Given task → Leave out every picture, and return exactly the lines from the line containing "Reproduce this screenshot" through the end of the records below, both inclusive.

Dataset records →

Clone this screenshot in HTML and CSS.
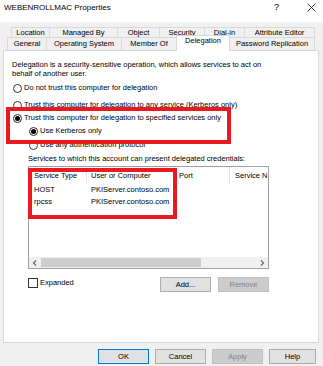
FILE: index.html
```html
<!DOCTYPE html>
<html lang="en">
<head>
    <meta charset="UTF-8">
    <title>WEBENROLLMAC Properties</title>
    <link rel="stylesheet" href="styles.css">
</head>
<body>
    <div class="dialog">
        <div class="titlebar">
            <span class="title">WEBENROLLMAC Properties</span>
            <span class="help-q">?</span>
            <svg class="close" width="9" height="9" viewBox="0 0 9 9">
                <line x1="0.5" y1="0.5" x2="8.5" y2="8.5" stroke="#222" stroke-width="0.9"></line>
                <line x1="8.5" y1="0.5" x2="0.5" y2="8.5" stroke="#222" stroke-width="0.9"></line>
            </svg>
        </div>

        <div class="tabs">
            <div class="tab-row row-back">
                <div class="tab w38">Location</div>
                <div class="tab w68">Managed By</div>
                <div class="tab w42">Object</div>
                <div class="tab w45">Security</div>
                <div class="tab w40">Dial-in</div>
                <div class="tab w70">Attribute Editor</div>
            </div>
            <div class="tab-row row-front">
                <div class="tab w39">General</div>
                <div class="tab w75">Operating System</div>
                <div class="tab w55">Member Of</div>
                <div class="tab w53 active">Delegation</div>
                <div class="tab w85">Password Replication</div>
            </div>
        </div>

        <div class="panel">
            <p class="intro">Delegation is a security-sensitive operation, which allows services to act on behalf of another user.</p>

            <div class="options">
                <label class="radio r1"><span class="dot"></span>Do not trust this computer for delegation</label>
                <label class="radio r2"><span class="dot"></span>Trust this computer for delegation to any service (Kerberos only)</label>
                <label class="radio r3"><span class="dot on"></span>Trust this computer for delegation to specified services only</label>
                <label class="radio r4 sub"><span class="dot on"></span>Use Kerberos only</label>
                <label class="radio r5 sub"><span class="dot"></span>Use any authentication protocol</label>
            </div>

            <div class="services">
                <div class="services-label">Services to which this account can present delegated credentials:</div>
                <div class="listbox">
                    <div class="list-head">
                        <div class="col c1">Service Type</div>
                        <div class="col c2">User or Computer</div>
                        <div class="col c3">Port</div>
                        <div class="col c4">Service N</div>
                    </div>
                    <div class="list-row">
                        <div class="col c1">HOST</div>
                        <div class="col c2">PKIServer.contoso.com</div>
                    </div>
                    <div class="list-row">
                        <div class="col c1">rpcss</div>
                        <div class="col c2">PKIServer.contoso.com</div>
                    </div>
                    <div class="list-fill"></div>
                    <div class="hscroll">
                        <svg class="arrow" width="12" height="10" viewBox="0 0 12 10">
                            <polyline points="7,2.5 4.5,5 7,7.5" fill="none" stroke="#606060" stroke-width="1.1"></polyline>
                        </svg>
                        <div class="track"><div class="thumb"></div></div>
                        <svg class="arrow" width="12" height="10" viewBox="0 0 12 10">
                            <polyline points="5,2.5 7.5,5 5,7.5" fill="none" stroke="#606060" stroke-width="1.1"></polyline>
                        </svg>
                    </div>
                </div>

                <div class="list-actions">
                    <label class="check"><span class="box"></span>Expanded</label>
                    <div class="btns">
                        <button class="btn">Add...</button>
                        <button class="btn disabled">Remove</button>
                    </div>
                </div>
            </div>
        </div>

        <div class="footer">
            <button class="btn default">OK</button>
            <button class="btn">Cancel</button>
            <button class="btn disabled">Apply</button>
            <button class="btn narrow">Help</button>
        </div>
    </div>

    <!-- annotation boxes drawn over the dialog -->
    <div class="mark mark-radio"></div>
    <div class="mark mark-list"></div>
</body>
</html>
```

FILE: styles.css
```css
* {
    margin: 0;
    padding: 0;
    box-sizing: border-box;
}

body {
    width: 323px;
    height: 366px;
    overflow: hidden;
    background: #f0f0f0;
    font-family: 'Liberation Sans', Arial, sans-serif;
    font-size: 7.5px;
    color: #000;
    position: relative;
}

.dialog {
    display: flex;
    flex-direction: column;
}

/* title bar */

.titlebar {
    height: 22px;
    background: #fff;
    display: flex;
    align-items: flex-start;
    padding: 3px 0 0 4px;
}

.title {
    font-size: 8px;
    line-height: 9px;
    flex: 1;
}

.help-q {
    font-size: 9px;
    line-height: 9px;
    width: 33px;
}

.close {
    margin: 0 7px 0 0;
}

/* tabs */

.tabs {
    padding-top: 5px;
    height: 28px;
}

.tab-row {
    display: flex;
}

.row-back {
    padding-left: 12px;
    height: 10px;
}

.row-front {
    padding-left: 8px;
    height: 15px;
    margin-top: -2px;
    align-items: flex-end;
}

.tab {
    border: 1px solid #d9d9d9;
    border-bottom: none;
    margin-left: -1px;
    background: #f0f0f0;
    text-align: center;
    line-height: 9px;
    white-space: nowrap;
    overflow: hidden;
}

.row-back .tab {
    height: 10px;
}

.row-front .tab {
    height: 13px;
    line-height: 11px;
}

.row-front .tab.active {
    height: 16px;
    margin-bottom: -1px;
    background: #fff;
    line-height: 10px;
    position: relative;
    z-index: 1;
}

.w38 { width: 39px; }
.w39 { width: 40px; }
.w40 { width: 41px; }
.w42 { width: 43px; }
.w45 { width: 46px; }
.w53 { width: 54px; }
.w55 { width: 56px; }
.w68 { width: 69px; }
.w70 { width: 71px; }
.w75 { width: 76px; }
.w85 { width: 86px; }

/* property page */

.panel {
    margin: 0 4px 0 3px;
    height: 293px;
    background: #fff;
    border: 1px solid #d9d9d9;
    padding: 9px 0 0 8px;
}

.intro {
    width: 260px;
    line-height: 9px;
}

.options {
    display: flex;
    flex-direction: column;
    margin-top: 5px;
}

.radio {
    display: flex;
    align-items: center;
    height: 10px;
    line-height: 10px;
    white-space: nowrap;
}

.r2 { margin-top: 7px; }
.r3 { margin-top: 3px; }
.r4 { margin-top: 3px; }
.r5 { margin-top: 4px; }

.radio.sub {
    padding-left: 16px;
}

.dot {
    width: 9px;
    height: 9px;
    border: 1px solid #333;
    border-radius: 50%;
    margin: 0 2px 0 1px;
    display: flex;
    align-items: center;
    justify-content: center;
}

.dot.on::after {
    content: '';
    width: 5px;
    height: 5px;
    border-radius: 50%;
    background: #000;
}

.services {
    padding-left: 16px;
    width: 256px;
}

.services-label {
    margin-top: 4px;
    line-height: 10px;
    white-space: nowrap;
}

.listbox {
    margin-top: 2px;
    height: 103px;
    width: 241px;
    border: 1px solid #a0a0a0;
    display: flex;
    flex-direction: column;
    overflow: hidden;
}

.list-head,
.list-row {
    display: flex;
    white-space: nowrap;
}

.list-head {
    height: 17px;
    align-items: stretch;
}

.list-head .col {
    border-right: 1px solid #e5e5e5;
    line-height: 17px;
}

.list-row {
    height: 12px;
    line-height: 12px;
}

.col {
    flex: none;
    overflow: hidden;
}

.c1 { width: 58px; padding-left: 5px; }
.c2 { width: 87px; padding-left: 4px; }
.c3 { width: 56px; padding-left: 5px; }
.c4 { width: 60px; padding-left: 5px; }

.list-fill {
    flex: 1;
}

.hscroll {
    height: 11px;
    background: #f0f0f0;
    display: flex;
    align-items: center;
}

.track {
    flex: 1;
    height: 11px;
    padding: 1px 0;
}

.thumb {
    width: 160px;
    height: 9px;
    background: #cdcdcd;
}

.list-actions {
    width: 241px;
    margin-top: 8px;
    display: flex;
    justify-content: space-between;
    align-items: flex-start;
}

.check {
    display: flex;
    align-items: center;
    height: 10px;
    margin-top: 1px;
    line-height: 10px;
}

.box {
    width: 10px;
    height: 10px;
    border: 1px solid #333;
    background: #fff;
    margin-right: 2px;
}

.btns {
    display: flex;
    gap: 7px;
}

/* buttons */

.btn {
    font-family: 'Liberation Sans', Arial, sans-serif;
    font-size: 7.5px;
    width: 51px;
    height: 15px;
    background: #e1e1e1;
    border: 1px solid #adadad;
    color: #000;
}

.btn.default {
    border: 1px solid #0078d7;
}

.btn.disabled {
    background: #cccccc;
    border-color: #bfbfbf;
    color: #838383;
}

.btn.narrow {
    width: 47px;
}

.footer {
    display: flex;
    justify-content: flex-end;
    gap: 6px;
    padding: 6px 7px 0 0;
}

/* red annotation boxes */

.mark {
    position: absolute;
    border: 4px solid #e8191f;
}

.mark-radio {
    left: 6px;
    top: 107px;
    width: 225px;
    height: 37px;
}

.mark-list {
    left: 28px;
    top: 168px;
    width: 149px;
    height: 51px;
}
```
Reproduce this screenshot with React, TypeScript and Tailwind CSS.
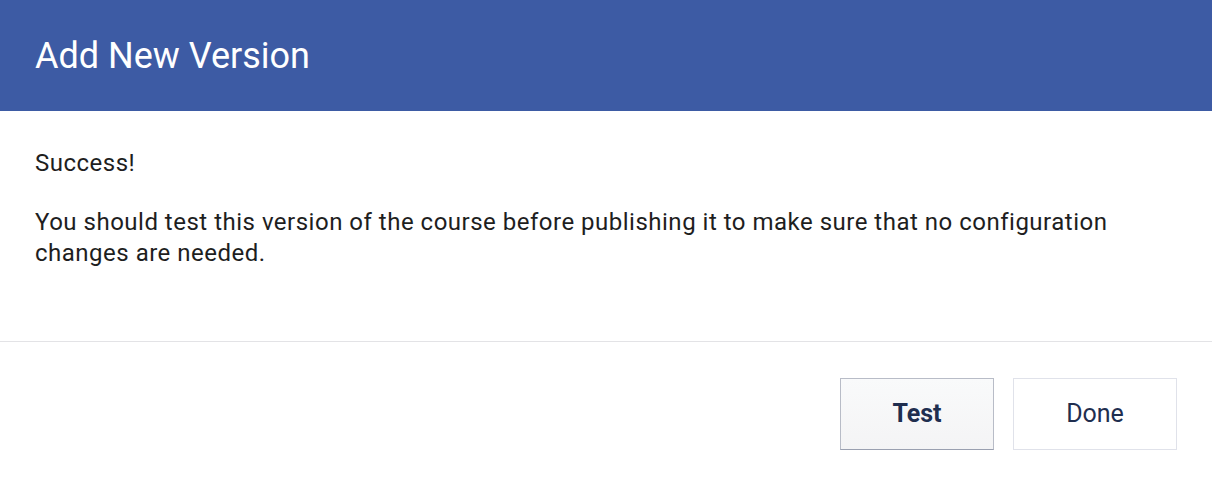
import React from 'react';

export default function App() {
  return (
    <div className="w-[1212px] h-[484px] bg-white flex flex-col" style={{ fontFamily: 'Roboto, "Noto Sans", sans-serif' }}>
      {/* Header */}
      <div className="h-[111px] bg-[#3d5ba4] flex items-center px-[35px]">
        <h1 className="text-[36px] text-white font-normal leading-none">Add New Version</h1>
      </div>

      {/* Body */}
      <div className="h-[231px] px-[35px] pt-[37px] text-[24px] tracking-[0.5px] leading-[31px] text-[#1e1e1e] border-b border-[#e3e3e6]">
        <p>Success!</p>
        <p className="mt-[28px]">
          You should test this version of the course before publishing it to make sure that no configuration changes are needed.
        </p>
      </div>

      {/* Footer */}
      <div className="flex justify-end gap-[19px] px-[35px] pt-[36px]">
        <button className="w-[154px] h-[72px] border border-[#b8bcc7] border-b-[#9aa0b0] bg-gradient-to-b from-[#f9fafb] to-[#f4f4f5] text-[25px] font-bold text-[#1f2e4f]">
          Test
        </button>
        <button className="w-[164px] h-[72px] border border-[#e0e2ea] bg-white text-[25px] font-normal text-[#1f2e4f]">
          Done
        </button>
      </div>
    </div>
  );
}
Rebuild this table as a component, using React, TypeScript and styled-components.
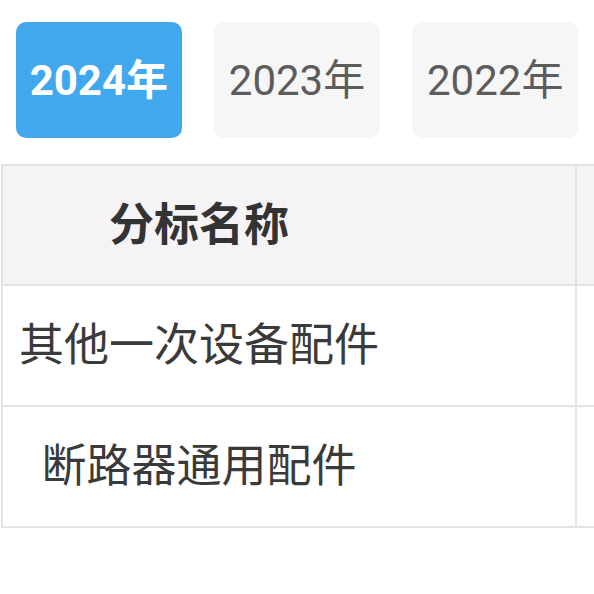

Reply →
Reproduce this screenshot with React, TypeScript and Tailwind CSS.
import React from 'react';

export default function App() {
  return (
    <div className="w-[1212px] h-[484px] bg-white flex flex-col" style={{ fontFamily: 'Roboto, "Noto Sans", sans-serif' }}>
      {/* Header */}
      <div className="h-[111px] bg-[#3d5ba4] flex items-center px-[35px]">
        <h1 className="text-[36px] text-white font-normal leading-none">Add New Version</h1>
      </div>

      {/* Body */}
      <div className="h-[231px] px-[35px] pt-[37px] text-[24px] tracking-[0.5px] leading-[31px] text-[#1e1e1e] border-b border-[#e3e3e6]">
        <p>Success!</p>
        <p className="mt-[28px]">
          You should test this version of the course before publishing it to make sure that no configuration changes are needed.
        </p>
      </div>

      {/* Footer */}
      <div className="flex justify-end gap-[19px] px-[35px] pt-[36px]">
        <button className="w-[154px] h-[72px] border border-[#b8bcc7] border-b-[#9aa0b0] bg-gradient-to-b from-[#f9fafb] to-[#f4f4f5] text-[25px] font-bold text-[#1f2e4f]">
          Test
        </button>
        <button className="w-[164px] h-[72px] border border-[#e0e2ea] bg-white text-[25px] font-normal text-[#1f2e4f]">
          Done
        </button>
      </div>
    </div>
  );
}
Rebuild this table as a component, using React, TypeScript and styled-components.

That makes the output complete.